Social Security cards Credit: iStock

After the 2008 financial crisis, many people suffered, but some didn't. There were culpable CEOs who luxuriated as bailouts helped them weather the storm, and some said to arrest them, try them, make them pay. It sometimes seemed unimportant to the vengeful whether there had been an actual crime or not.

But what about the politicians who helped create that maelstrom through the furthering of inane mortgage and other policies and have done far worse? They have been creating a major public debt that could reduce our continental grandeur to an island of distress. How about trying them and devising a punishment fit for their misdeeds? Would that be the ticket or what? No, please, it would not be. It's not punishment we need but rectification. Here is what we should do: Recognize how diligently they have worked for years and years to get us in this ungodly mess and demand better -- much, much better. Of course, these are frequently moral pretenders who react furiously at the mere suggestion they were ever wrong. But what's at stake is huge and there are compromise solutions. They need finally to admit the true evil is a failure to refashion entitlement programs that will otherwise undo themselves.

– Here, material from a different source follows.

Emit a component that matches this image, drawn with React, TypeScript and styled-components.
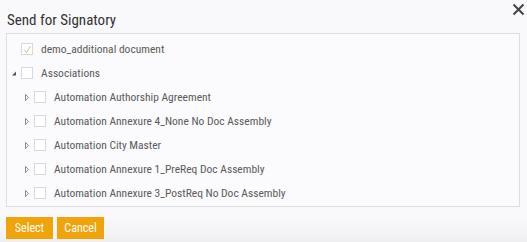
import React from 'react'
import styled, { createGlobalStyle } from 'styled-components'

const FONT = "'Roboto Condensed', Roboto, 'Liberation Sans', sans-serif"

const GlobalStyle = createGlobalStyle`
  html, body {
    margin: 0;
    padding: 0;
    background: #f9f8fb;
  }
  body {
    font-family: ${FONT};
  }
`

const Dialog = styled.div`
  width: 527px;
  height: 242px;
  box-sizing: border-box;
  padding: 0 7px 0 6px;
  background: linear-gradient(to bottom, #f9f8fb 0, #f9f8fb 220px, #efeef1 242px);
  display: flex;
  flex-direction: column;
`

const Header = styled.div`
  height: 33px;
  display: flex;
  align-items: flex-start;
  justify-content: space-between;
`

const Title = styled.h1`
  margin: 10px 0 0 1px;
  font-size: 15px;
  font-weight: 400;
  color: #333;
  line-height: 20px;
`

const Close = styled.button`
  margin: 3px -5px 0 0;
  padding: 0;
  border: 0;
  background: none;
  width: 13px;
  height: 13px;
  display: flex;
  cursor: pointer;
`

const TreePanel = styled.div`
  height: 174px;
  box-sizing: border-box;
  border: 1px solid #dedde0;
  background: #fbfafc;
  padding-top: 3px;
`

const TreeRow = styled.div<{ $level: number }>`
  height: 24px;
  display: flex;
  align-items: center;
  padding-left: ${p => 5 + p.$level * 13}px;
`

const Toggle = styled.span`
  width: 4px;
  height: 24px;
  margin-right: 5px;
  display: flex;
  align-items: center;
  justify-content: flex-start;
`

const Box = styled.span`
  width: 12px;
  height: 12px;
  box-sizing: border-box;
  border: 1px solid #d9d9dc;
  background: #fff;
  display: flex;
  align-items: center;
  justify-content: center;
  margin-right: 8px;
`

const Label = styled.span`
  font-size: 11.5px;
  color: #5a5a5a;
  white-space: nowrap;
`

const Footer = styled.div`
  display: flex;
  gap: 4px;
  padding-top: 10px;
`

const Button = styled.button`
  height: 22px;
  width: 47px;
  padding: 0;
  border: 0;
  background: #f0a30a;
  color: #fff;
  font-family: ${FONT};
  font-size: 12px;
  cursor: pointer;
`

function Arrow({ open }: { open?: boolean }) {
  if (open) {
    return (
      <svg width="5" height="5" viewBox="0 0 5 5">
        <path d="M5 0 L5 5 L0 5 Z" fill="#555" />
      </svg>
    )
  }
  return (
    <svg width="4" height="7" viewBox="0 0 4 7">
      <path d="M0.5 0.5 L3.5 3.5 L0.5 6.5 Z" fill="none" stroke="#888" strokeWidth="1" />
    </svg>
  )
}

type Node = {
  label: string
  level: number
  toggle?: 'open' | 'closed'
  checked?: boolean
}

const nodes: Node[] = [
  { label: 'demo_additional document', level: 1, checked: true },
  { label: 'Associations', level: 1, toggle: 'open' },
  { label: 'Automation Authorship Agreement', level: 2, toggle: 'closed' },
  { label: 'Automation Annexure 4_None No Doc Assembly', level: 2, toggle: 'closed' },
  { label: 'Automation City Master', level: 2, toggle: 'closed' },
  { label: 'Automation Annexure 1_PreReq Doc Assembly', level: 2, toggle: 'closed' },
  { label: 'Automation Annexure 3_PostReq No Doc Assembly', level: 2, toggle: 'closed' },
]

export default function App() {
  return (
    <>
      <GlobalStyle />
      <Dialog>
        <Header>
          <Title>Send for Signatory</Title>
          <Close aria-label="Close">
            <svg width="13" height="13" viewBox="0 0 13 13">
              <path d="M1.5 1.5 L11.5 11.5 M11.5 1.5 L1.5 11.5" stroke="#444" strokeWidth="2" />
            </svg>
          </Close>
        </Header>
        <TreePanel>
          {nodes.map(n => (
            <TreeRow key={n.label} $level={n.level - 1}>
              <Toggle>{n.toggle && <Arrow open={n.toggle === 'open'} />}</Toggle>
              <Box>
                {n.checked && (
                  <svg width="9" height="9" viewBox="0 0 9 9">
                    <path d="M1.5 5 L3.5 7.5 L7.5 1" fill="none" stroke="#b9cf9a" strokeWidth="1" />
                  </svg>
                )}
              </Box>
              <Label>{n.label}</Label>
            </TreeRow>
          ))}
        </TreePanel>
        <Footer>
          <Button>Select</Button>
          <Button>Cancel</Button>
        </Footer>
      </Dialog>
    </>
  )
}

Restructuring Medicare, Social Security and Medicaid -- and doing at least something about the new entitlement called Obamacare -- is crucial. Leave them alone and their cost in another 10 years will be enough to take up half the budget. The debt is at $17 trillion now, up more than $6 trillion since President Barack Obama took office, and could easily go up another $7 trillion in that 10 years as we try to sustain these programs at the heart of our fiscal peril.

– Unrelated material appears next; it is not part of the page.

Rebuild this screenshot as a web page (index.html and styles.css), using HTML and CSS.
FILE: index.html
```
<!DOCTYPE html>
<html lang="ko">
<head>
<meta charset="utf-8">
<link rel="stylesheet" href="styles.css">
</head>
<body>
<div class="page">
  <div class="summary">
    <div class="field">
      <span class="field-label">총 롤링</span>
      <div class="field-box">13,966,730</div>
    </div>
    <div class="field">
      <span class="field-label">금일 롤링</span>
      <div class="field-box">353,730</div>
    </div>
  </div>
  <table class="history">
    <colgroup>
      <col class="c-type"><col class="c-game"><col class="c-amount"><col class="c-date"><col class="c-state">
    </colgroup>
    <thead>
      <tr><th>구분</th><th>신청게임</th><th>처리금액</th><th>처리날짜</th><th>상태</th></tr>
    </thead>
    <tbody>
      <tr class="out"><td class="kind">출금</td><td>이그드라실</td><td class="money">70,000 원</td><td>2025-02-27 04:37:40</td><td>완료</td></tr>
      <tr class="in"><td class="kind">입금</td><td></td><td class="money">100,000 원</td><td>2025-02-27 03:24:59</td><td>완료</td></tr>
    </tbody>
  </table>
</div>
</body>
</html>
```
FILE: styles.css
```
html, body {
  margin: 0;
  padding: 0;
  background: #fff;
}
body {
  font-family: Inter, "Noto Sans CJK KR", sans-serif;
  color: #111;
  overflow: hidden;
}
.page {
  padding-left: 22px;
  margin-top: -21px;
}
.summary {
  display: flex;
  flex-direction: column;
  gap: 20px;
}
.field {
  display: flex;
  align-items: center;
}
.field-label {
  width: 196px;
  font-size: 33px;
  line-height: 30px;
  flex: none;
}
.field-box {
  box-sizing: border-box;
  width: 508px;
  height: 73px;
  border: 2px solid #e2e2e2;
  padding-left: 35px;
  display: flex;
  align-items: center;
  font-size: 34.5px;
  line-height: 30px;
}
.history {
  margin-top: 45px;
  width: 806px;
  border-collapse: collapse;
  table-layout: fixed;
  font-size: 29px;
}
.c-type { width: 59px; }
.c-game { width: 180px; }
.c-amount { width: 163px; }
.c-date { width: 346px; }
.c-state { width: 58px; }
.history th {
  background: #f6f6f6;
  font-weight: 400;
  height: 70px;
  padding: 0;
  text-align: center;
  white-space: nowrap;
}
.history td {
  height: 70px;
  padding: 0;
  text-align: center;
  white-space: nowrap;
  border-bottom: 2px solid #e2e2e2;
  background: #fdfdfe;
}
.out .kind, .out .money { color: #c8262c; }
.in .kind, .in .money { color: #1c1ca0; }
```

When I say "peril," I mean peril. If foreign borrowers hiked interest rates, we would have calamity on our hands. Debt of the magnitude we are looking at will surely slow our economic growth, meaning occupational and other opportunities for an increasing population would be vastly diminished. We would likely not even be generating enough money to pay debt interest and sustain other essential programs we now take for granted. The people who would have to deal with the worst of it are the generations lined up behind us. Good luck, young'uns.

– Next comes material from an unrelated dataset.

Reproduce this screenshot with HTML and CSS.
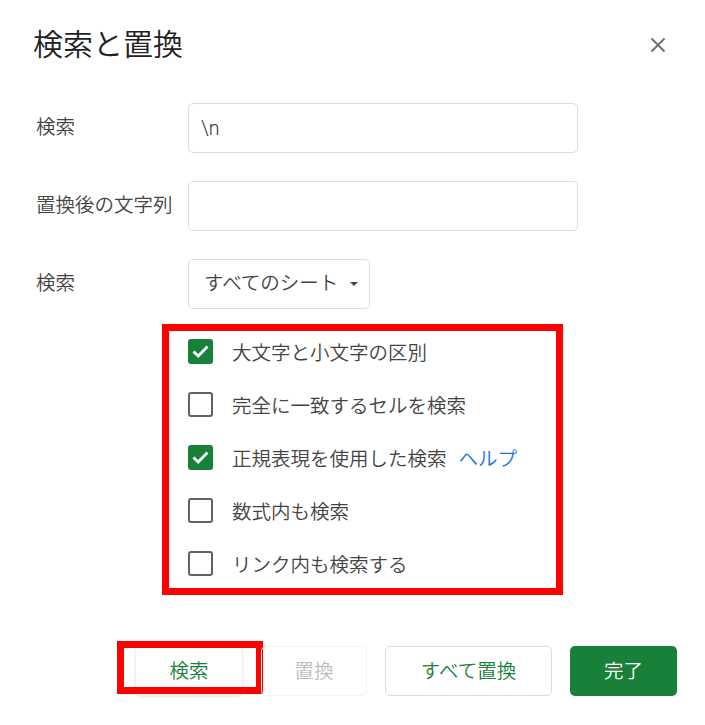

Despite all of this, here's what you find on the front page of the Oct. 21 Wall Street Journal: a story saying some liberal Democrats don't want to negotiate entitlement reforms. They don't even want to consider something President Barack Obama came up with, some less-than-astonishing cost adjustments in Social Security and Medicare. They have not evolved one iota from the kind of pure, unadulterated demagoguery of the past that got us where we are today. Every time someone tried to do something to strengthen entitlements by rendering them affordable, these political critics barked that they were thereby forcing old people to eat dog food to survive.

What Democrats want is to save the day by raising taxes a trillion dollars, which the Republicans won't do and should not do. This solution would have many of the same economy-impeding effects as the debt itself and would be a temporary answer as ever bigger government ever more encapsulated our lives.

But there's negotiating room here. We do need tax reform -- reduced corporate rates, fewer loopholes for all -- as a means of more revenue along with greater growth. We also need fewer regulations of the kinds now smothering our economy. We need immigration reform that keeps doors open to entrepreneurial talents while affording less admittance to those most likely to fail and suffer. We need significant budget cuts.

Maybe, just maybe, the more reasonable Democrats and the more reasonable Republicans will thwart these regressive progressives wanting to shut down something more than the government. They want to shut down our future. And considering all the possibilities of the moment -- not least of them an energy boom -- what a future it could be if they got out of the way.

Jay Ambrose, formerly Washington director of editorial policy for Scripps Howard newspapers and the editor of dailies in El Paso, Texas, and Denver, is a columnist living in Colorado.